Davacı ile … İnşaatın hisse oranları farklı olmasına karşın davacının kazancı yalnızca hakkedişlerden alınacak %1 tutarıdır; ön protokol hükümlerine göre davacının herhangi bir sorumluluğu bulunmamaktadır. Bu ön açıklama çerçevesinde, son bilirkişinin 09/04/2021 tarihli raporundan, davacıya %1 tutarından fazla olarak hisseye tekabül eden %51 yönünden vergi iadesi yapıldığı, davacıya da bağlayan 08/08/2007 tarihli protokol hükmünü göre hakedişlerden %1 oranında ödeme yapılması gerektiği ve 15/11/2011 tarihli ön protokole göre de herhangi bir sorumluluğunun bulunmadığı, dolayısıyla, davacı şirketin adi ortaklıktaki payının BK m.623 gereğince sözleşme ile aksinin kararlaştırıldığı anlaşılmıştır.

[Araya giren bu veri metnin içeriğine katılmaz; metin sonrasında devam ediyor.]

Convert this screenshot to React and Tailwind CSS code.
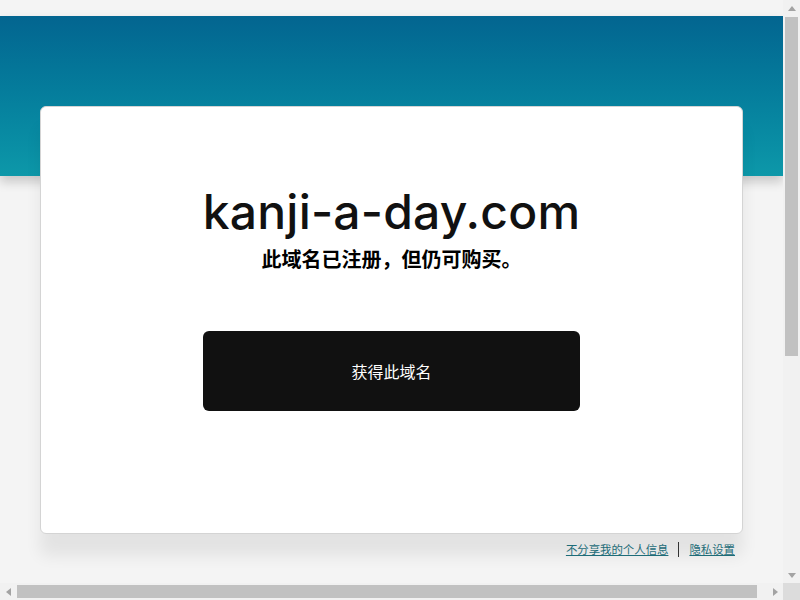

Eş deyişle, %51 ortaklık hissesi varken %1 kazanç hissesi belirlenmiştir. O hâlde, davacı %1’den ziyade vergi iadesi alamamalıdır. Bilirkişinin tespitinden fazla ödeme bulunduğundan (a) bendinde vergi borcu ve faiz istemi yönünden talebin reddi gerektiği düşünüldüğünden, artık ön protokol 5.f maddesi gereğince cezai şartı haklı kılan bir hususun bulunmadığı anlaşılmış, bu kalem yönünden davanın reddine karar verilmesi gerekmiştir.
Yukarıda açıklanan yasal ve hukuksal olgu göz önüne alınarak aşağıdaki hüküm kurulmuştur.
HÜKÜM : Yukarıda açıklanan nedenlere, kararın dayandığı yasal ve hukuksal gerekçeye, dosyadaki kanıtlara ve Kurul’un takdirine göre;
1-Asıl davada:
a) Vergi borcu ve faizi istemi bakımından davalılar hakkında açılan davada:

Davanın reddine,
b)Komisyon ödemelerinin geç ödenmesi nedeniyle faiz alacağı bakımından davalılar hakkında açılan davada:
Davanın reddine,
c)Cezaî şart istemi bakımından …. ve … hakkında açılan davada:
Davanın reddine,
2-Birleşen Ankara … Ticaret Mahkemesinin … K. sayılı dosyasında:
a) Vergi borcu ve faizi istemi bakımından davalılar hakkında açılan davada:

Davanın reddine,
b)Komisyon ödemelerinin geç ödenmesi nedeniyle faiz alacağı bakımından davalılar hakkında açılan davada:
Davanın reddine,
c)Cezaî şart istemi bakımından davalılar hakkında açılan davada:
Davanın reddine,

3.- 492 sayılı Harçlar Kanunu gereğince;
Asıl davada, alınması gereken, 59,30 TL maktu karar ve ilam harcından, peşin alınan 31,40 TL harcın indirilerek eksik kalan 27,90 TL harcın davacıdan alınarak Hazineye irat kaydına,
Birleşen davada, alınması gereken, 59,30 TL maktu karar ve ilam harcın, peşin alınan 6.824,03 TL harçtan indirilerek artan 6.764,63 TL harcın, karar kesinleştiğinde, istemi ve başvurusu halinde davacıya iadesine,
3.-Davacı tarafça yapılan yargılama giderlerinin üzerinde bırakılmasına, HMK m.331/1 uyarınca harcanmayan gider avansının hüküm kesinleştiğinde davacıya iadesine,

4.-Yargılama giderleri yönünden:
Asıl davada, davalı …. tarafından yapılan 1.000,00 TL yargılama giderinin davacıdan alınarak adı geçen davalıya verilmesine,
Birleşen davada, davalılar tarafından yapılan yargılama gideri bulunmadığına,
5.-Avukatlık Asgari Ücret Tarifesi uyarınca;
Asıl davada, davalılar …. ile … yararına hesaplanan 300,00 TL maktû vekâlet ücretinin davacıdan alınarak, anılan davalılara verilmesine,
Birleşen davada, davalılar …. ile … yararına hesaplanan 36.421,43 TL nispî vekâlet ücretinin davacıdan alınarak, anılan davalılara verilmesine,
Dair, asıl ve birleşen davada davacı vekili Av. … ile asıl ve birleşen davada davalılar …. ile … vekili Av. …’in yüzlerine karşı; kararın tebliğinden itibaren iki hafta içerisinde Ankara Bölge Adliye Mahkemesinde istinaf yolu açık olmak üzere 19/10/2021 tarihinde oybirliğiyle verilen karar açıkça okunup, usûlen anlatıldı.